_RAW DATA_
▽

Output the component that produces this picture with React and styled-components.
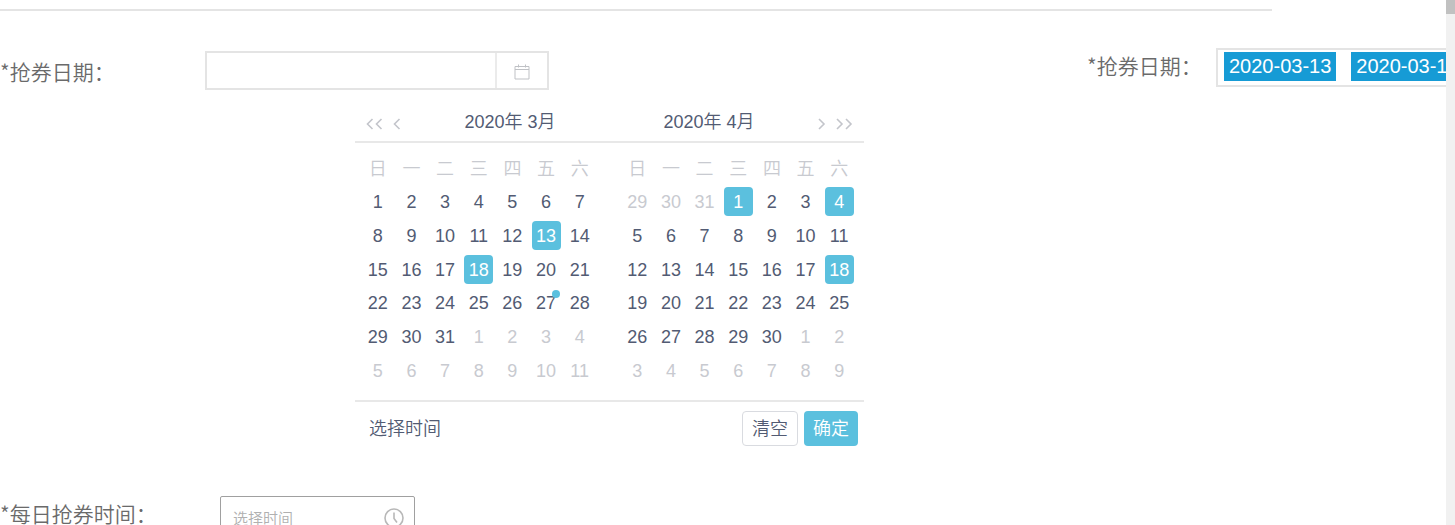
import React, { useState } from 'react';
import styled, { ThemeProvider, createGlobalStyle } from 'styled-components';

const theme = {
  line: '#e4e4e4',
  labelText: '#6a6a6a',
  calText: '#525b73',
  calMuted: '#c8cad0',
  calActive: '#5bc0de',
  tag: '#169bd5',
};

const GlobalStyle = createGlobalStyle`
  * {
    box-sizing: border-box;
  }
  body {
    margin: 0;
    background-color: #ffffff;
    font-family: 'Liberation Sans', 'Noto Sans CJK SC', sans-serif;
  }
  button, input {
    font-family: inherit;
  }
`;

const Page = styled.div`
  display: flex;
  height: 100vh;
  overflow: hidden;
`;

const Main = styled.main`
  flex: 1;
  min-width: 0;
  overflow: hidden;
  padding-top: 9px;
`;

const ScrollTrack = styled.div`
  flex: none;
  width: 9px;
  background-color: #f1f1f1;
`;

const ScrollThumb = styled.div`
  height: 14px;
  background-color: #c1c1c1;
`;

const Divider = styled.hr`
  width: 88%;
  height: 2px;
  margin: 0 0 37px;
  border: none;
  background-color: ${(props) => props.theme.line};
`;

const DateRow = styled.div`
  display: flex;
  justify-content: space-between;
  align-items: flex-start;
`;

const LeftColumn = styled.div`
  padding-top: 3px;
`;

const Field = styled.div`
  display: flex;
  align-items: ${(props) => props.$align || 'flex-start'};
`;

const Label = styled.label`
  flex: none;
  width: ${(props) => props.$width};
  font-family: 'Noto Sans CJK SC', sans-serif;
  font-weight: 350;
  font-size: 21px;
  line-height: 34px;
  white-space: nowrap;
  color: ${(props) => props.theme.labelText};
`;

const DateBox = styled.div`
  display: flex;
  width: 344px;
  height: 39px;
  border: 2px solid ${(props) => props.theme.line};
`;

const DateInput = styled.input`
  flex: 1;
  min-width: 0;
  padding: 0 12px;
  border: none;
  outline: none;
  font-size: 18px;
  color: ${(props) => props.theme.calText};
`;

const IconButton = styled.button`
  display: flex;
  align-items: center;
  justify-content: center;
  width: 52px;
  padding: 3px 0 0;
  border: none;
  border-left: 2px solid #ebebeb;
  background: none;
  cursor: pointer;
`;

const TagField = styled(Field)`
  flex: none;
  width: 359px;
  overflow: hidden;
`;

const TagBox = styled.div`
  flex: none;
  display: flex;
  gap: 15px;
  width: 344px;
  height: 39px;
  padding: 2px 6px;
  border: 2px solid ${(props) => props.theme.line};
  overflow: hidden;
`;

const Tag = styled.span`
  flex: none;
  height: 29px;
  padding: 0 5px;
  font-size: 20px;
  line-height: 28px;
  white-space: nowrap;
  color: #ffffff;
  background-color: ${(props) => props.theme.tag};
`;

const Calendar = styled.section`
  width: 509px;
  margin: 11px 0 50px 355px;
  color: ${(props) => props.theme.calText};
`;

const CalendarHeader = styled.header`
  display: flex;
  justify-content: space-between;
  align-items: center;
  height: 42px;
  padding: 2px 11px 0;
  border-bottom: 2px solid #e8e8e8;
`;

const Nav = styled.div`
  display: flex;
  gap: 10px;
  padding-top: 4px;
`;

const NavButton = styled.button`
  display: flex;
  padding: 0;
  border: none;
  background: none;
  cursor: pointer;
`;

const Titles = styled.div`
  display: flex;
  gap: 108px;
`;

const Title = styled.h2`
  margin: 0;
  font-size: 18px;
  font-weight: 350;
  line-height: 24px;
  white-space: nowrap;
`;

const Months = styled.div`
  display: grid;
  grid-template-columns: 1fr 1fr;
  gap: 24px;
  padding: 9px 8px 12px 6px;
`;

const Month = styled.table`
  width: 100%;
  height: 236px;
  table-layout: fixed;
  border-collapse: collapse;
`;

const WeekDay = styled.th`
  height: 33px;
  padding: 0;
  font-size: 18px;
  font-weight: 350;
  line-height: 28px;
  color: ${(props) => props.theme.calMuted};
`;

const Cell = styled.td`
  height: 33px;
  padding: 0;
  text-align: center;
`;

const Day = styled.button`
  position: relative;
  display: block;
  width: 29px;
  height: 29px;
  margin: 0 auto;
  padding: 0;
  border: none;
  border-radius: 4px;
  font-size: 18px;
  line-height: 28px;
  color: ${(props) =>
    props.$selected ? '#ffffff' : props.$muted ? props.theme.calMuted : props.theme.calText};
  background-color: ${(props) => (props.$selected ? props.theme.calActive : 'transparent')};
  cursor: pointer;
`;

const Dot = styled.span`
  position: absolute;
  top: 1px;
  right: 1px;
  width: 8px;
  height: 8px;
  border-radius: 50%;
  background-color: ${(props) => props.theme.calActive};
`;

const CalendarFooter = styled.footer`
  display: flex;
  align-items: center;
  gap: 6px;
  padding: 9px 6px 0 14px;
  border-top: 2px solid #e8e8e8;
`;

const TextButton = styled.button`
  margin-right: auto;
  padding: 0;
  border: none;
  background: none;
  font-size: 18px;
  font-weight: 350;
  line-height: 24px;
  color: ${(props) => props.theme.calText};
  cursor: pointer;
`;

const ActionButton = styled.button`
  height: 35px;
  padding: 0 9px;
  border: ${(props) => (props.$primary ? 'none' : '1px solid #d9dbe0')};
  border-radius: 4px;
  font-size: 18px;
  font-weight: 350;
  line-height: 32px;
  color: ${(props) => (props.$primary ? '#ffffff' : props.theme.calText)};
  background-color: ${(props) => (props.$primary ? props.theme.calActive : '#ffffff')};
  cursor: pointer;
`;

const TimeBox = styled.div`
  display: flex;
  align-items: center;
  width: 195px;
  height: 44px;
  margin-left: 15px;
  padding: 0 10px 0 12px;
  border: 1px solid #a0a0a0;
  border-radius: 2px;
`;

const TimeInput = styled.input`
  flex: 1;
  min-width: 0;
  padding: 0;
  border: none;
  outline: none;
  font-size: 15px;
  font-weight: 350;
  color: ${(props) => props.theme.labelText};

  &::placeholder {
    color: #b0b0b0;
    opacity: 1;
  }
`;

const CalendarIcon = () => (
  <svg width="16" height="16" viewBox="0 0 16 16" fill="none" stroke="#bfc1c5">
    <path d="M1 2.5h14v12.5H1zM1 5.5h14M4.5 0.5v3M11.5 0.5v3" />
  </svg>
);

const Chevron = ({ double, right }) => {
  const d = right ? 'M1 1l5 5-5 5' : 'M6.5 1l-5 5 5 5';
  return (
    <svg
      width={double ? 17 : 8}
      height="12"
      viewBox={double ? '0 0 17 12' : '0 0 8 12'}
      fill="none"
      stroke="#c3c5cb"
      strokeWidth="1.6"
    >
      <path d={d} />
      {double && <path d={d} transform="translate(9 0)" />}
    </svg>
  );
};

const ClockIcon = () => (
  <svg width="20" height="20" viewBox="0 0 20 20" fill="none" stroke="#b8b8b8" strokeWidth="1.6">
    <circle cx="10" cy="10" r="9" />
    <path d="M10 4.5v6l3 4" />
  </svg>
);

const weekDays = ['日', '一', '二', '三', '四', '五', '六'];

const months = [
  { key: '2020-03', title: '2020年 3月', before: [], days: 31, after: 11, marked: 27 },
  { key: '2020-04', title: '2020年 4月', before: [29, 30, 31], days: 30, after: 9 },
];

const range = (n) => Array.from({ length: n }, (_, i) => i + 1);

const getWeeks = (month) => {
  const cells = [
    ...month.before.map((day) => ({ day, muted: true })),
    ...range(month.days).map((day) => ({ day, id: `${month.key}-${day}` })),
    ...range(month.after).map((day) => ({ day, muted: true })),
  ];
  return range(6).map((n) => cells.slice((n - 1) * 7, n * 7));
};

const MonthTable = ({ month, selected, onToggle }) => (
  <Month aria-label={month.title}>
    <thead>
      <tr>
        {weekDays.map((name) => (
          <WeekDay key={name} scope="col">
            {name}
          </WeekDay>
        ))}
      </tr>
    </thead>
    <tbody>
      {getWeeks(month).map((week, i) => (
        <tr key={i}>
          {week.map((cell, j) => (
            <Cell key={j}>
              <Day
                type="button"
                $muted={cell.muted}
                $selected={selected.includes(cell.id)}
                onClick={() => cell.id && onToggle(cell.id)}
              >
                {cell.day}
                {!cell.muted && cell.day === month.marked && <Dot />}
              </Day>
            </Cell>
          ))}
        </tr>
      ))}
    </tbody>
  </Month>
);

const App = () => {
  const [selected, setSelected] = useState([
    '2020-03-13',
    '2020-03-18',
    '2020-04-1',
    '2020-04-4',
    '2020-04-18',
  ]);

  const handleToggle = (id) => {
    setSelected(selected.includes(id) ? selected.filter((s) => s !== id) : [...selected, id]);
  };

  return (
    <ThemeProvider theme={theme}>
      <GlobalStyle />
      <Page lang="zh-CN">
        <Main>
          <Divider />
          <DateRow>
            <LeftColumn>
              <Field $align="center">
                <Label htmlFor="date" $width="205px">
                  *抢券日期：
                </Label>
                <DateBox>
                  <DateInput id="date" type="text" />
                  <IconButton type="button" aria-label="日期">
                    <CalendarIcon />
                  </IconButton>
                </DateBox>
              </Field>
              <Calendar>
                <CalendarHeader>
                  <Nav>
                    <NavButton type="button" aria-label="上一年">
                      <Chevron double />
                    </NavButton>
                    <NavButton type="button" aria-label="上个月">
                      <Chevron />
                    </NavButton>
                  </Nav>
                  <Titles>
                    {months.map((month) => (
                      <Title key={month.key}>{month.title}</Title>
                    ))}
                  </Titles>
                  <Nav>
                    <NavButton type="button" aria-label="下个月">
                      <Chevron right />
                    </NavButton>
                    <NavButton type="button" aria-label="下一年">
                      <Chevron double right />
                    </NavButton>
                  </Nav>
                </CalendarHeader>
                <Months>
                  {months.map((month) => (
                    <MonthTable
                      key={month.key}
                      month={month}
                      selected={selected}
                      onToggle={handleToggle}
                    />
                  ))}
                </Months>
                <CalendarFooter>
                  <TextButton type="button">选择时间</TextButton>
                  <ActionButton type="button" onClick={() => setSelected([])}>
                    清空
                  </ActionButton>
                  <ActionButton type="button" $primary>
                    确定
                  </ActionButton>
                </CalendarFooter>
              </Calendar>
            </LeftColumn>
            <TagField>
              <Label as="span" $width="129px">
                *抢券日期：
              </Label>
              <TagBox>
                <Tag>2020-03-13</Tag>
                <Tag>2020-03-18</Tag>
              </TagBox>
            </TagField>
          </DateRow>
          <Field>
            <Label htmlFor="time" $width="205px">
              *每日抢券时间：
            </Label>
            <TimeBox>
              <TimeInput id="time" type="text" placeholder="选择时间" />
              <ClockIcon />
            </TimeBox>
          </Field>
        </Main>
        <ScrollTrack>
          <ScrollThumb />
        </ScrollTrack>
      </Page>
    </ThemeProvider>
  );
};

export default App;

△

_WORK REQUIRED_
Collect each line holding the string "components".

_WRITTEN ANSWER_
Output the component that produces this picture with React and styled-components.
import styled, { ThemeProvider, createGlobalStyle } from 'styled-components';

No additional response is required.